10mm Underfloor Heating Pipes
Key Features:
- Very slim and flexible
- Best for renovations and thin floor profiles
- Compatible with overlay systems
Advantages:
- Low floor build-up: Ideal for projects with limited space
- Fast heat-up time due to lower water volume
- Easier to route through tight areas or corners
Limitations:
- Shorter loop lengths (usually around 60–70m max)
- Not suitable for large rooms due to limited heat output
- May require more circuits and manifold ports
Best Used In:
- Apartment retrofits
- En-suites and small bathrooms
- Lightweight flooring or wood frame structures
12mm Underfloor Heating Pipes
Key Features:
- Slightly larger than 10mm but still compact
- Offers balance between flexibility and heat output
- Suitable for both new builds and retrofits
Advantages:
- More heat per loop than 10mm
- Still allows for low-profile floor systems
- Compatible with a range of fixing systems (staples, rails, mats)
Limitations:
- Loop length limited to around 80–90m
- May not be sufficient for very large open areas
Best Used In:
- Kitchens and medium-sized rooms
- Refurbishment projects where height matters
- Lightweight screed or dry-fit systems
16mm Underfloor Heating Pipes
Key Features:
- Most commonly used pipe size for underfloor heating
- Offers maximum flow and heat delivery per loop
- Suitable for large spaces and high-output systems
Advantages:
- Longest loop lengths (up to 100–120m)
- Fewer circuits needed for larger rooms
- Works well with thicker screeds and concrete slabs
Limitations:
- Less flexible than 10mm or 12mm
- Requires more build-up height (minimum 50–65mm with screed)

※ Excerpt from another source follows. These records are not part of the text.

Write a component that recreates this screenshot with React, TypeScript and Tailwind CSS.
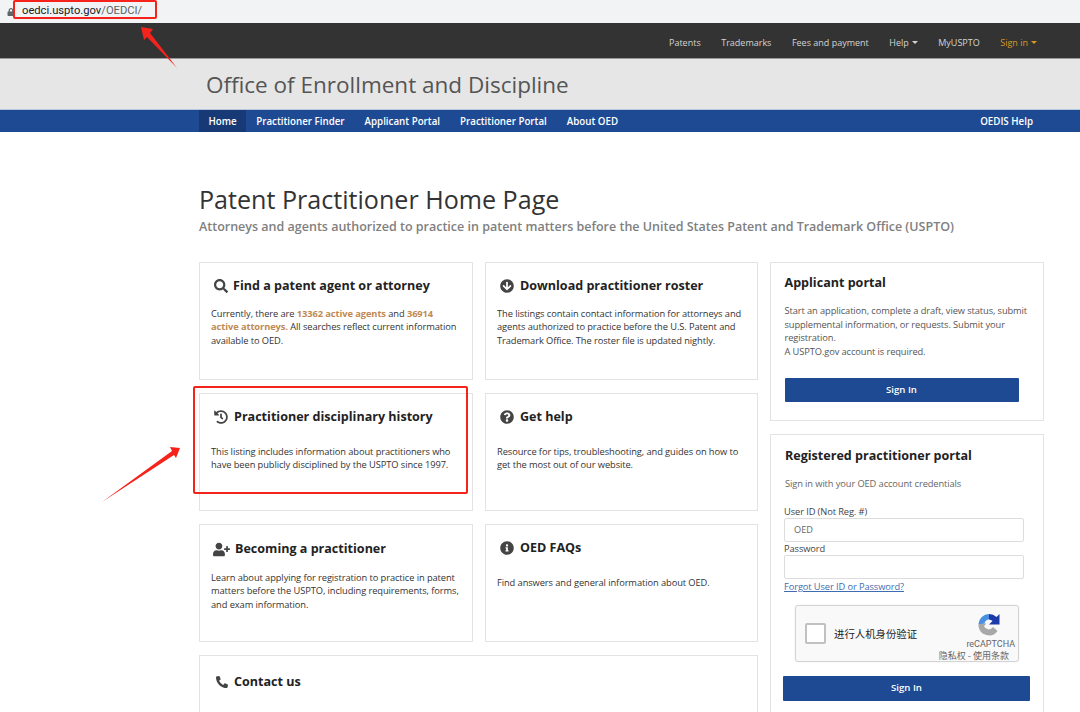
import React from "react";
import { FaSearch, FaHistory, FaArrowCircleDown, FaQuestionCircle, FaUserPlus, FaInfoCircle, FaPhoneAlt, FaLock } from "react-icons/fa";

function Card({ icon, title, gap = "gap-[6px]", top = "pt-[13px]", children }: { icon: React.ReactNode; title: string; gap?: string; top?: string; children?: React.ReactNode }) {
  return (
    <div className={`h-[118px] border border-[#e3e3e3] bg-white px-[11px] ${top}`}>
      <h3 className={`flex h-[20px] items-center ${gap} text-[12.55px] leading-[20px] font-bold text-[#222]`}>{icon}<span>{title}</span></h3>
      {children}
    </div>
  );
}

const body = "text-[9.3px] leading-[13.4px] tracking-[-0.08px] text-[#333]";

export default function App() {
  return (
    <div className="relative h-[712px] w-[1080px] overflow-hidden bg-white font-['Open_Sans','Noto_Sans',sans-serif]">
      {/* Browser address bar */}
      <div className="flex h-[23px] items-center bg-[#f1f3f4] pl-[7px]">
        <FaLock className="text-[8px] text-[#5f6368]" />
        <span className="ml-[7px] font-['Roboto',sans-serif] text-[11.2px] text-[#202124]">oedci.uspto.gov<span className="text-[#5f6368]">/OEDCI/</span></span>
      </div>

      {/* Top dark bar */}
      <div className="flex h-[36px] items-center justify-end gap-[20.5px] border-b border-[#999] bg-[#333] pr-[43px] pt-[4px] text-[9px] text-[#d4d4d4]">
        <span>Patents</span>
        <span>Trademarks</span>
        <span>Fees and payment</span>
        <span className="flex items-center gap-[3px]">Help<i className="h-0 w-0 border-x-[3px] border-t-[3px] border-x-transparent border-t-[#d4d4d4]" /></span>
        <span>MyUSPTO</span>
        <span className="flex items-center gap-[3px] text-[#d89a1e]">Sign in<i className="h-0 w-0 border-x-[3px] border-t-[3px] border-x-transparent border-t-[#d89a1e]" /></span>
      </div>

      {/* Title band */}
      <div className="flex h-[50px] items-center bg-[#e6e6e6] pl-[206px] pt-[2px] text-[22.5px] text-[#555]">Office of Enrollment and Discipline</div>

      {/* Blue nav */}
      <div className="flex h-[23px] items-stretch border-t border-[#b9c6dc] bg-[#1e4a94] pl-[199px] pr-[47px] text-[9.75px] font-semibold text-white">
        <span className="flex items-center bg-[#173a76] px-[9.5px] pt-[3px]">Home</span>
        <span className="ml-[10px] flex items-center pt-[3px]">Practitioner Finder</span>
        <span className="ml-[20px] flex items-center pt-[3px]">Applicant Portal</span>
        <span className="ml-[20px] flex items-center pt-[3px]">Practitioner Portal</span>
        <span className="ml-[20px] flex items-center pt-[3px]">About OED</span>
        <span className="ml-auto flex items-center pt-[3px]">OEDIS Help</span>
      </div>

      {/* Main */}
      <div className="ml-[199px] w-[845px] pt-[49px]">
        <h1 className="h-[36px] text-[25.1px] leading-[36px] text-[#333]">Patent Practitioner Home Page</h1>
        <p className="h-[20px] text-[12.5px] leading-[20px] font-semibold text-[#808080]">Attorneys and agents authorized to practice in patent matters before the United States Patent and Trademark Office (USPTO)</p>

        <div className="mt-[25px] grid grid-cols-[559px_274px] gap-x-[12px]">
          <div className="grid grid-cols-[274px_273px] gap-x-[12px] gap-y-[13px] content-start">
            <Card icon={<FaSearch className="ml-[3px] text-[14px] text-[#444]" />} title="Find a patent agent or attorney" gap="gap-[5px]">
              <p className={`mt-[11px] ${body}`}>Currently, there are <b className="font-bold text-[#c08a52]">13362 active agents</b> and <b className="font-bold text-[#c08a52]">36914<br />active attorneys.</b> All searches reflect current information<br />available to OED.</p>
            </Card>
            <Card icon={<FaArrowCircleDown className="ml-[3px] text-[14px] text-[#444]" />} title="Download practitioner roster">
              <p className={`mt-[11px] ${body}`}>The listings contain contact information for attorneys and agents authorized to practice before the U.S. Patent and Trademark Office. The roster file is updated nightly.</p>
            </Card>
            <Card icon={<FaHistory className="ml-[3px] text-[14px] text-[#444]" />} title="Practitioner disciplinary history">
              <p className={`mt-[18px] ${body}`}>This listing includes information about practitioners who have been publicly disciplined by the USPTO since 1997.</p>
            </Card>
            <Card icon={<FaQuestionCircle className="ml-[3px] text-[14px] text-[#444]" />} title="Get help">
              <p className={`mt-[18px] ${body}`}>Resource for tips, troubleshooting, and guides on how to get the most out of our website.</p>
            </Card>
            <Card icon={<FaUserPlus className="ml-[2px] text-[17px] text-[#444]" />} title="Becoming a practitioner" gap="gap-[5px]" top="pt-[14px]">
              <p className={`mt-[12px] ${body}`}>Learn about applying for registration to practice in patent matters before the USPTO, including requirements, forms, and exam information.</p>
            </Card>
            <Card icon={<FaInfoCircle className="ml-[3px] text-[14px] text-[#444]" />} title="OED FAQs">
              <p className={`mt-[18px] ${body}`}>Find answers and general information about OED.</p>
            </Card>
            <div className="col-span-2 h-[100px] border border-[#e3e3e3] bg-white pl-[16px] pt-[16px]">
              <h3 className="flex h-[20px] items-center gap-[6px] text-[12.55px] font-bold text-[#222]"><FaPhoneAlt className="text-[12px] text-[#444]" />Contact us</h3>
            </div>
          </div>

          <div className="flex flex-col gap-[13px]">
            <div className="h-[159px] border border-[#e3e3e3] pl-[13.5px] pt-[10px]">
              <h3 className="h-[20px] text-[12.55px] leading-[20px] font-bold text-[#222]">Applicant portal</h3>
              <p className="mt-[11px] w-[246px] text-[9.3px] leading-[13.5px] tracking-[-0.1px] text-[#555]">Start an application, complete a draft, view status, submit supplemental information, or requests. Submit your registration.<br />A USPTO.gov account is required.</p>
              <button className="mt-[20px] h-[24px] w-[234px] rounded-[1px] bg-[#1e4a94] text-[9.6px] font-semibold text-white">Sign In</button>
            </div>
            <div className="h-[300px] border border-[#e3e3e3] pl-[13px] pt-[11px]">
              <h3 className="ml-px h-[20px] text-[12.55px] leading-[20px] font-bold text-[#222]">Registered practitioner portal</h3>
              <p className="mt-[11px] ml-px text-[9.3px] leading-[13px] tracking-[-0.1px] text-[#666]">Sign in with your OED account credentials</p>
              <div className="mt-[16px] text-[9.3px] leading-[12px] tracking-[-0.1px] text-[#444]">User ID (Not Reg. #)</div>
              <div className="flex h-[24px] w-[240px] items-center rounded-[2px] border border-[#ddd] pl-[9px] text-[9.2px] text-[#666]">OED</div>
              <div className="text-[9.3px] leading-[13px] tracking-[-0.1px] text-[#444]">Password</div>
              <div className="h-[24px] w-[240px] rounded-[2px] border border-[#ddd]" />
              <div className="mt-[1px] text-[9.3px] leading-[13px] tracking-[-0.1px] text-[#3f6cb0] underline">Forgot User ID or Password?</div>
              <div className="relative ml-[11px] mt-[12px] flex h-[57px] w-[224px] items-center rounded-[3px] border border-[#d3d3d3] bg-[#f9f9f9] pl-[9px] shadow-[0_0_2px_rgba(0,0,0,0.08)]">
                <div className="h-[21px] w-[21px] rounded-[2px] border-2 border-[#c1c1c1] bg-white" />
                <span className="ml-[8px] font-['Noto_Sans_CJK_SC',sans-serif] text-[10.4px] text-[#222]">进行人机身份验证</span>
                <svg viewBox="0 0 24 24" className="absolute left-[181px] top-[7px] h-[24px] w-[24px]">
                  <path d="M1.5 13 A10.5 10.5 0 0 0 20.5 18 L16 14 A5 5 0 0 1 7 13 L9.5 10.5 L1.5 10.5 Z" fill="#a8a8a8" />
                  <path d="M1.5 11 A10.5 10.5 0 0 1 12 1 V6.5 A5 5 0 0 0 7.5 10.5 L4 11 Z" fill="#4a90e2" />
                  <path d="M12 1 A10.5 10.5 0 0 1 19.5 4 L22.5 1 V11.5 H12 L15.5 8 A5 5 0 0 0 12 6.5 Z" fill="#1c3aa9" />
                </svg>
                <span className="absolute right-[3px] top-[33px] font-['Roboto',sans-serif] text-[9px] leading-[10px] text-[#666]">reCAPTCHA</span>
                <span className="absolute right-[9px] top-[44px] font-['Noto_Sans_CJK_SC',sans-serif] text-[9px] leading-[11px] text-[#666]">隐私权 - 使用条款</span>
              </div>
              <button className="mt-[14px] -ml-px h-[25px] w-[247px] rounded-[1px] bg-[#1e4a94] text-[9.6px] font-semibold text-white">Sign In</button>
            </div>
          </div>
        </div>
      </div>

      {/* Annotations */}
      <div className="absolute left-[13px] top-0 h-[19px] w-[144px] rounded-[2px] border-2 border-[#f5231c]" />
      <div className="absolute left-[193px] top-[386px] h-[108px] w-[275px] rounded-[2px] border-2 border-[#f5231c]" />
      <svg className="pointer-events-none absolute left-0 top-0" width="1080" height="712">
        <polygon points="141,27 153,29 150,33 177,68 147,37 144,40" fill="#f5231c" />
        <polygon points="180,448 170,447 172,451 102,502 174,455 176,458" fill="#f5231c" />
      </svg>
    </div>
  );
}
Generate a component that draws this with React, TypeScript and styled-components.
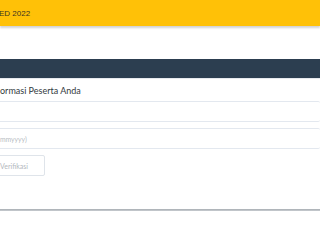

- Not ideal for very tight bends or thin floors
Best Used In:
- Full-house heating systems
- Living rooms, open-plan spaces, and ground floors
- New builds with ample insulation and screed layers
Pipe Size Comparison Table
| Feature | 10mm Pipe | 12mm Pipe | 16mm Pipe |
|---|---|---|---|
| Flexibility | Very high | High | Moderate |
| Floor build-up needed | Very low (20–30mm) | Low (30–40mm) | Medium to high (50–65mm) |
| Heat output per loop | Low | Medium | High |
| Max loop length | ~60–70 meters | ~80–90 meters | ~100–120 meters |
| Best for | Small rooms, retrofits | Medium rooms, low-profile | Large rooms, high-efficiency |
| Installation speed | Fast | Moderate | Slower |
| Pipe spacing options | Closer (75–100mm) | Moderate (100–150mm) | Wider (150–200mm) |
This table offers a quick overview of how pipe size affects system performance and installation considerations.
How to Choose the Right Pipe Size for Your Project
When selecting a pipe size, consider the following:
- Room size
- Small rooms → 10mm or 12mm
- Medium rooms → 12mm
- Large or open-plan areas → 16mm
- Floor build-up constraints
If floor height is limited, 10mm or 12mm pipes paired with dry systems or low-profile panels are ideal. - Desired heat output
Higher output systems benefit from 16mm pipes that allow for wider spacing and fewer loops. - Project type
- New builds have more design flexibility and often use 16mm pipes.
- Retrofits benefit from smaller pipes and minimal disruption.
- Insulation quality
Better insulation means you can use smaller pipes without compromising on warmth.
Common Mistakes to Avoid
- Choosing pipe size based only on cost – 10mm may be cheaper, but unsuitable for larger rooms.
- Skipping professional system design – Loop length and flow rate need careful calculation.
- Ignoring manifold compatibility – Not all manifolds accept all pipe sizes.
- Using large pipes in tight spaces – 16mm may be hard to fit in narrow or intricate layouts.
Summary: Which Pipe Size Is Right for You?
Choosing between 10mm, 12mm, and 16mm underfloor heating pipes depends on your specific project needs. Each size has strengths and trade-offs, so selecting the right one ensures efficient heating, cost control, and long-term reliability.
- Use 10mm for tight spaces and overlay systems
- Choose 12mm for mid-sized rooms and retrofit flexibility
- Go with 16mm for high output, long loops, and new constructions
Always consult with your heating designer or supplier to ensure pipe size aligns with your system requirements. With the right pipe in place, your underfloor heating will deliver cozy, consistent warmth for decades.